Effect of chemisorbed CO on MoO x–Pt/C electrode on the kinetics of hydrogen oxidation reaction

Abstract

The influence of poisoning of MoO x –Pt catalyst by CO on the kinetics of H 2 oxidation reaction (HOR) at MoO x –Pt electrode in 0.5 mol dm −3 HClO 4 saturated with H 2 containing 100 ppm CO, was examined on rotating disc electrode (RDE) at 25 °C. MoO x –Pt nano-catalyst prepared by the polyole method combined with MoO x post-deposition was supported on commercial carbon black, Vulcan XC-72. The MoO x –Pt/C catalyst was characterized by TEM technique. The catalyst composition is very similar to the nominal one and post-deposited MoO x species block only a small fraction of the active Pt particle surface area.

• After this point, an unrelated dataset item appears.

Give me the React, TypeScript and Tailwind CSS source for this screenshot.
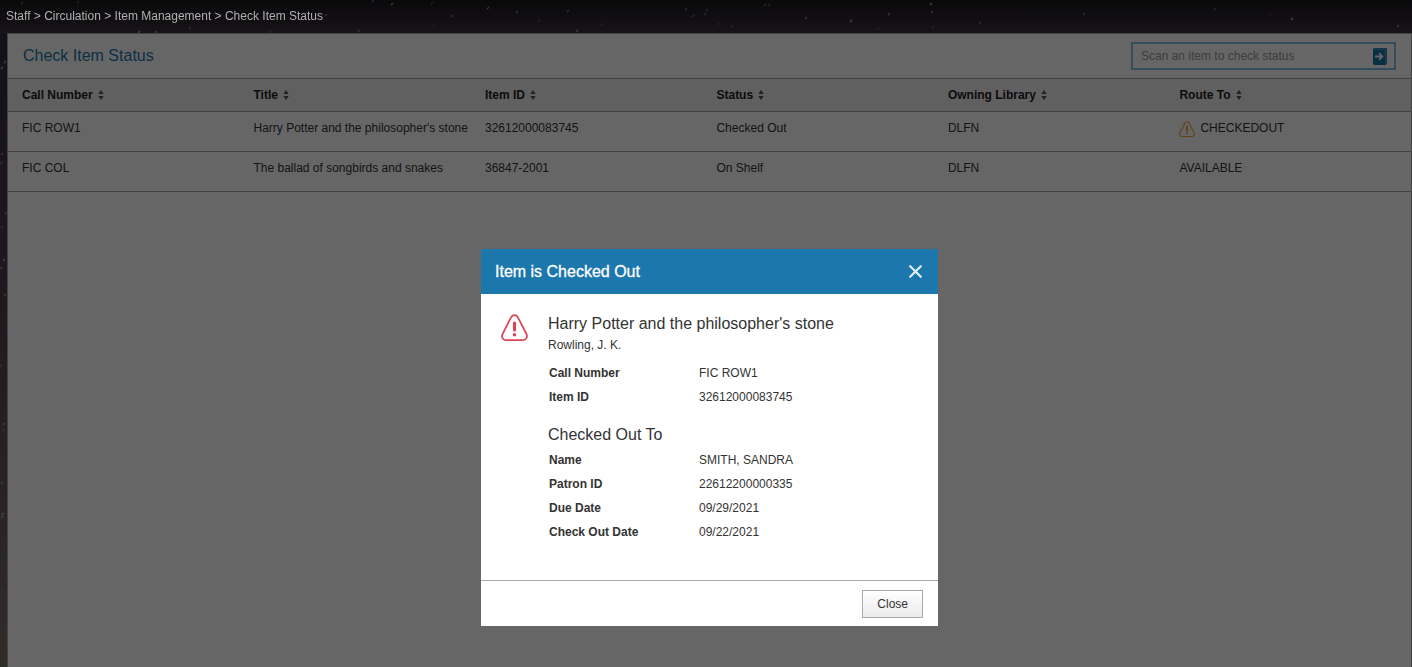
import { useState } from "react"

interface Item {
  callNumber: string
  title: string
  itemId: string
  status: string
  library: string
  routeTo: string
  warning?: boolean
}

const columns = ["Call Number", "Title", "Item ID", "Status", "Owning Library", "Route To"]

const items: Item[] = [
  {
    callNumber: "FIC ROW1",
    title: "Harry Potter and the philosopher's stone",
    itemId: "32612000083745",
    status: "Checked Out",
    library: "DLFN",
    routeTo: "CHECKEDOUT",
    warning: true,
  },
  {
    callNumber: "FIC COL",
    title: "The ballad of songbirds and snakes",
    itemId: "36847-2001",
    status: "On Shelf",
    library: "DLFN",
    routeTo: "AVAILABLE",
  },
]

const crumbs = ["Staff", "Circulation", "Item Management", "Check Item Status"]

// x, y, opacity
const stars = [
  [22, 3, 0.5], [78, 2, 0.4], [139, 32, 0.9], [156, 32, 0.8], [190, 28, 0.5], [270, 32, 0.4], [326, 15, 0.6],
  [373, 1, 0.6], [392, 4, 0.8], [432, 3, 0.4], [452, 16, 0.7], [434, 26, 0.3], [488, 8, 0.8], [517, 12, 0.7],
  [539, 21, 0.4], [568, 11, 0.6], [577, 31, 0.8], [602, 25, 0.3], [686, 9, 0.5], [693, 16, 0.5], [359, 31, 0.6],
  [705, 14, 0.5], [707, 10, 0.4], [718, 24, 0.3], [732, 26, 0.4], [765, 5, 0.5], [769, 5, 0.4], [806, 18, 0.6],
  [851, 21, 0.9], [889, 14, 0.8], [931, 4, 1], [932, 12, 0.7], [933, 27, 0.4], [980, 23, 0.5], [878, 29, 0.3],
  [1084, 14, 0.5], [1215, 9, 0.5], [1292, 19, 1], [1398, 26, 0.6], [1270, 14, 0.3],
  [5, 62, 0.9], [2, 68, 0.9], [2, 154, 0.6], [1, 163, 0.6], [6, 213, 0.7], [2, 227, 0.4], [4, 260, 0.9],
  [1, 268, 0.7], [5, 295, 0.8], [1, 366, 0.5], [4, 424, 0.8], [4, 430, 0.4], [2, 483, 0.6], [3, 514, 0.9],
  [2, 517, 0.7], [2, 592, 0.3],
]

function StarField() {
  return (
    <svg className="absolute inset-0 h-full w-full" aria-hidden="true">
      {stars.map(([x, y, o], i) => (
        <line
          key={i}
          x1={x - 0.7}
          y1={y + 0.8}
          x2={x + 0.7}
          y2={y - 0.8}
          stroke="#d8d4dc"
          strokeWidth="1.3"
          strokeLinecap="round"
          opacity={o * 0.75}
        />
      ))}
    </svg>
  )
}

function WarningIcon({ className }: { className: string }) {
  return (
    <svg viewBox="0 0 28 28" className={className} fill="none" stroke="currentColor" aria-hidden="true">
      <path
        d="M10.6 3.2 C12.1 0.5 15.9 0.5 17.4 3.2 L26.3 20.5 C27.9 23.7 26.2 27 22.8 27 L5.2 27 C1.8 27 0.1 23.7 1.7 20.5 Z"
        strokeWidth="1.8"
        strokeLinejoin="round"
      />
      <path d="M14 9.3 V16.6" strokeWidth="3.2" strokeLinecap="round" />
      <circle cx="14" cy="21.6" r="1.8" fill="currentColor" stroke="none" />
    </svg>
  )
}

function SortIcon() {
  return (
    <svg viewBox="0 0 6 10" className="h-[10px] w-[6px] text-[#555]" fill="currentColor" aria-hidden="true">
      <path d="M3 0 L5.7 4 H0.3 Z" />
      <path d="M3 10 L5.7 6 H0.3 Z" />
    </svg>
  )
}

function SubmitIcon() {
  return (
    <svg viewBox="0 0 14 17" className="h-[17px] w-[14px]" aria-hidden="true">
      <path d="M1.5 0 H14 V15.5 L12.5 17 H1.5 Q0 17 0 15.5 V1.5 Q0 0 1.5 0 Z" fill="#1b77ad" />
      <path d="M1.5 1.1 H12.8 V15.5" fill="none" stroke="#fff" strokeWidth="0.6" opacity="0.6" />
      <path d="M2 8.5 H9 M6 5.2 L9.4 8.5 L6 11.8" fill="none" stroke="#fff" strokeWidth="1.8" />
    </svg>
  )
}

function Detail({ label, value }: { label: string; value: string }) {
  return (
    <div className="flex h-6 items-center px-px">
      <dt className="w-[150px] font-bold">{label}</dt>
      <dd>{value}</dd>
    </div>
  )
}

function CheckedOutDialog({ onClose }: { onClose: () => void }) {
  return (
    <div className="fixed inset-0 z-10 flex items-start justify-center bg-black/60 pt-[249px] pl-[7px]">
      <div role="dialog" aria-modal="true" aria-labelledby="dialog-title" className="w-[457px] bg-white">
        <div className="flex h-[45px] items-center justify-between bg-[#1c77ac] pr-4 pl-[14px] text-white">
          <h2 id="dialog-title" className="text-base font-normal [-webkit-text-stroke:0.3px_white]">
            Item is Checked Out
          </h2>
          <button type="button" aria-label="Close dialog" onClick={onClose}>
            <svg viewBox="0 0 13 13" className="h-[13px] w-[13px]" stroke="#e3f0f8" strokeWidth="2.2" strokeLinecap="round">
              <path d="M1.2 1.2 L11.8 11.8 M11.8 1.2 L1.2 11.8" />
            </svg>
          </button>
        </div>
        <div className="flex gap-5 px-5 pt-5 pb-9">
          <WarningIcon className="h-[27px] w-[27px] shrink-0 text-[#dc4455]" />
          <div>
            <h3 className="text-base leading-5">Harry Potter and the philosopher's stone</h3>
            <p className="mt-[3px] leading-4">Rowling, J. K.</p>
            <dl className="mt-2">
              <Detail label="Call Number" value="FIC ROW1" />
              <Detail label="Item ID" value="32612000083745" />
            </dl>
            <h3 className="mt-4 mb-[3px] text-base leading-5">Checked Out To</h3>
            <dl>
              <Detail label="Name" value="SMITH, SANDRA" />
              <Detail label="Patron ID" value="22612200000335" />
              <Detail label="Due Date" value="09/29/2021" />
              <Detail label="Check Out Date" value="09/22/2021" />
            </dl>
          </div>
        </div>
        <div className="flex justify-end border-t border-[#aaa] px-[15px] pt-[9px] pb-2">
          <button
            type="button"
            onClick={onClose}
            className="h-7 border border-[#aaa] bg-linear-to-b from-white to-[#ebebeb] px-[14px]"
          >
            Close
          </button>
        </div>
      </div>
    </div>
  )
}

export default function App() {
  const [open, setOpen] = useState(true)
  const [query, setQuery] = useState("")

  return (
    <div className="relative flex min-h-screen flex-col bg-linear-to-b from-[#30273a] via-[#524350] to-[#777069] font-['Liberation_Sans',Arial,sans-serif] text-xs text-[#333]">
      <div className="absolute inset-x-0 top-0 h-[33px] bg-linear-to-b from-[#18161a] to-[#3c323c]" />
      <StarField />

      {/* stays readable above the dialog backdrop */}
      <nav aria-label="Breadcrumb" className="relative z-20 h-[33px] px-[6px] pt-2 leading-4 text-[#b0b0b0]">
        {crumbs.map((crumb, i) => (
          <span key={crumb}>
            {i > 0 && " > "}
            <a href="#">{crumb}</a>
          </span>
        ))}
      </nav>

      <main className="relative ml-[7px] flex-1 border border-b-0 border-[#a6a6a6] bg-white">
        <div className="flex h-[44px] items-center justify-between px-[15px]">
          <h1 className="text-base text-[#1c77ac]">Check Item Status</h1>
          <form
            onSubmit={(e) => {
              e.preventDefault()
              setOpen(true)
            }}
            className="flex h-7 w-[265px] items-center border-2 border-[#7cc4ee] pr-[7px] pl-2"
          >
            <input
              type="text"
              aria-label="Scan an item to check status"
              placeholder="Scan an item to check status"
              value={query}
              onChange={(e) => setQuery(e.target.value)}
              className="min-w-0 flex-1 outline-none placeholder:text-[#999]"
            />
            <button type="submit" aria-label="Check status">
              <SubmitIcon />
            </button>
          </form>
        </div>

        <table className="w-full table-fixed text-left">
          <thead>
            <tr className="h-[33px] border-y border-[#a6a6a6] bg-[#f0f0f0] text-[#222]">
              {columns.map((col) => (
                <th key={col} scope="col" className="w-[16.5%] px-[14px] last:w-[17.5%]">
                  <button type="button" className="flex items-center gap-[5px] font-bold">
                    {col}
                    <SortIcon />
                  </button>
                </th>
              ))}
            </tr>
          </thead>
          <tbody>
            {items.map((item) => (
              <tr key={item.itemId} className="h-10 border-b border-[#a6a6a6] align-top leading-4">
                <td className="px-[14px] pt-2">{item.callNumber}</td>
                <td className="pt-2 pl-[14px] whitespace-nowrap">{item.title}</td>
                <td className="px-[14px] pt-2">{item.itemId}</td>
                <td className="px-[14px] pt-2">{item.status}</td>
                <td className="px-[14px] pt-2">{item.library}</td>
                <td className="px-[14px] pt-2">
                  <span className="flex gap-[5px]">
                    {item.warning && <WarningIcon className="mt-px h-4 w-4 text-[#f5a030]" />}
                    {item.routeTo}
                  </span>
                </td>
              </tr>
            ))}
          </tbody>
        </table>
      </main>

      {open && <CheckedOutDialog onClose={() => setOpen(false)} />}
    </div>
  )
}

MoO x deposition on the carbon support can be ruled out from the EDAX results and from the low mobility of these oxides under used conditions. Based on Tafel–Heyrovsky–Volmer mechanism the corresponding kinetic equations from a dual-pathway model were derived to describe oxidation current–potential behavior on RDE over entire potential range, at various CO coverages. The polarization RDE curves were fitted with derived polarization equations according to the proposed model. The fitting showed that the HOR proceeded most likely via the Tafel–Volmer (TV) pathway. A very high electrocatalytic activity observed at MoO x –Pt catalyst for the hydrogen oxidation reaction in the presence of 100 ppm CO is achieved through chemical surface reaction of adsorbed CO with Mo surface oxides.